İtalya, mimarlık tarihinin omurgasını oluşturan dev bir açık hava müzesidir. Yüzyıllar süren inşaatlar, bin yıldır ayakta kalan yapılar; insan aklının ve sabrının neler başarabileceğinin canlı kanıtıdır.
Milano Katedrali’nin 1386’da atılan temeli, Floransa Katedrali’nin yüzyıllar sonra tamamlanan kubbesi, Kolezyum, Pantheon, Pisa Kulesi… Roma’dan Rönesans’a uzanan bu miras hâlâ dimdik ayakta.
Ancak taşta ve kubbede kusursuz olan bu ülke, iş günlük yaşama ve hizmet kalitesine gelince şaşırtıcı biçimde dağınık.
Özellikle restoran tuvaletleri…
Şık bir restorana girip birkaç adım sonra hijyen açısından adeta küçük bir felaketle karşılaşmak İtalya’da istisna değil. Klozet kapağı olmayan tuvaletler, dar ve havasız alanlar, yaşlılar ve engelliler için neredeyse imkânsız kullanım koşulları…
İnsan ister istemez soruyor: Bu mekân ruhsatı nasıl almış?
Bidet, İtalya kültürünün bir parçası olabilir. Hijyen açısından savunulabilir; ancak pratiklikte, taharet musluğunun yerini tuttuğunu söylemek zor. Üstelik birçok restoranda ne bidet doğru düzgün var ne de temel temizlik standardı.
Elbette gerekçeler hazır.
Restoranların büyük bölümü asırlık, koruma altındaki binalarda faaliyet gösteriyor. Centro Storico tarihi koruma, denilen eski şehir merkezlerinde alan dar, tesisat yenilemek zor, belediye izinleri katı…. Bu nedenle birçok trattoria tek bir ortak tuvaletle yetiniyor; engelli erişimi ve kadın–erkek ayrımı çoğu zaman kâğıt üzerinde kalıyor.
Oysa mevzuat net.
SCIA bildirimi, hijyen sertifikaları, SAB belgesi, personel tuvaleti, engelli erişimi, havalandırma ve yangın önlemleri zorunlu. Kâğıt üzerinde sistem kusursuz.
Uygulamada ise tablo dökülüyor.
Türkiye’de, örneğin Marmaris Belediyesi aynı denetimi yapsa, İtalya’daki restoranların yarısından fazlası mühürlenir. WC sayısı, temizlik, engelli standartları, personel tuvaleti… Hiçbiri geçer not almaz.

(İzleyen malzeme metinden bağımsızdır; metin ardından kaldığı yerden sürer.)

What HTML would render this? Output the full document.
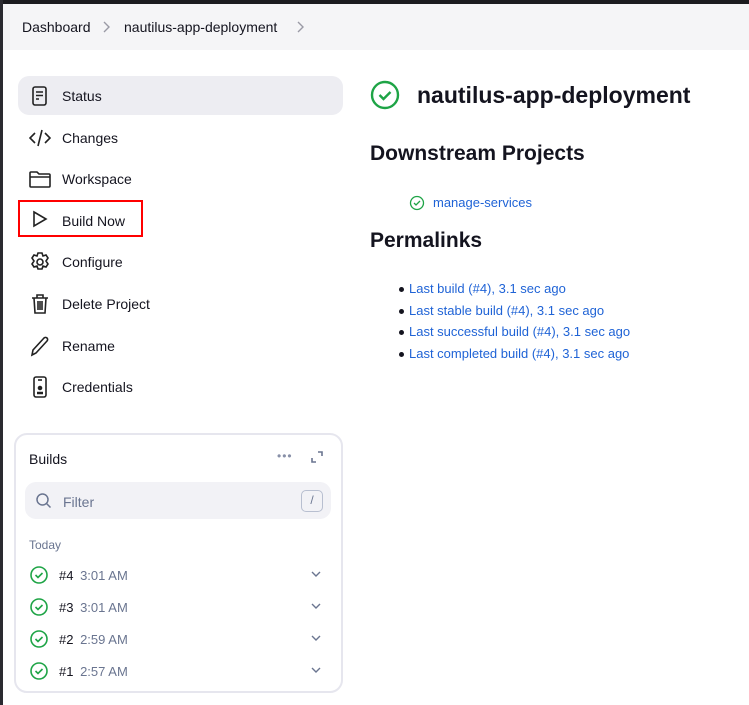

Sorun yalnızca mekânla da sınırlı değil.
Hizmet kalitesi de belirgin biçimde gerilemiş durumda. Restoran personelinin önemli bir bölümü meslekle ilgisi olmayan, geçici çözümlerle istihdam edilmiş kişilerden oluşuyor. Bir tabakla, bir tatlıyla marka olmuş işletmelerde bile servis artık o markanın ruhunu taşımıyor.
Öte yandan istisnalar yok değil.
İtalya genelinde sayıları 92’yi aşan B&B Hotels zincirinin hizmet kalitesi dikkat çekici. Özellikle Milano’daki B&B Hotel Park Cassano modern sistemiyle öne çıkıyor: Online rezervasyonunuzlaaracınızı otoparka bırakıp şifreli girişle odanıza ulaşabiliyorsunuz. Site düzeni, temizlik ve hizmet anlayışı örnek niteliğinde.
Bin yıllık taş yapılar ayakta, ama hizmet kültürü çökmüş.
İtalya mimaride geçmişiyle yaşıyor, hizmette ise günü kurtarıyor.
Belki de ideal formül şudur:
İtalya’nın imar ve mimari disiplini ile Türkiye’nin hizmet anlayışı bir araya gelmeli.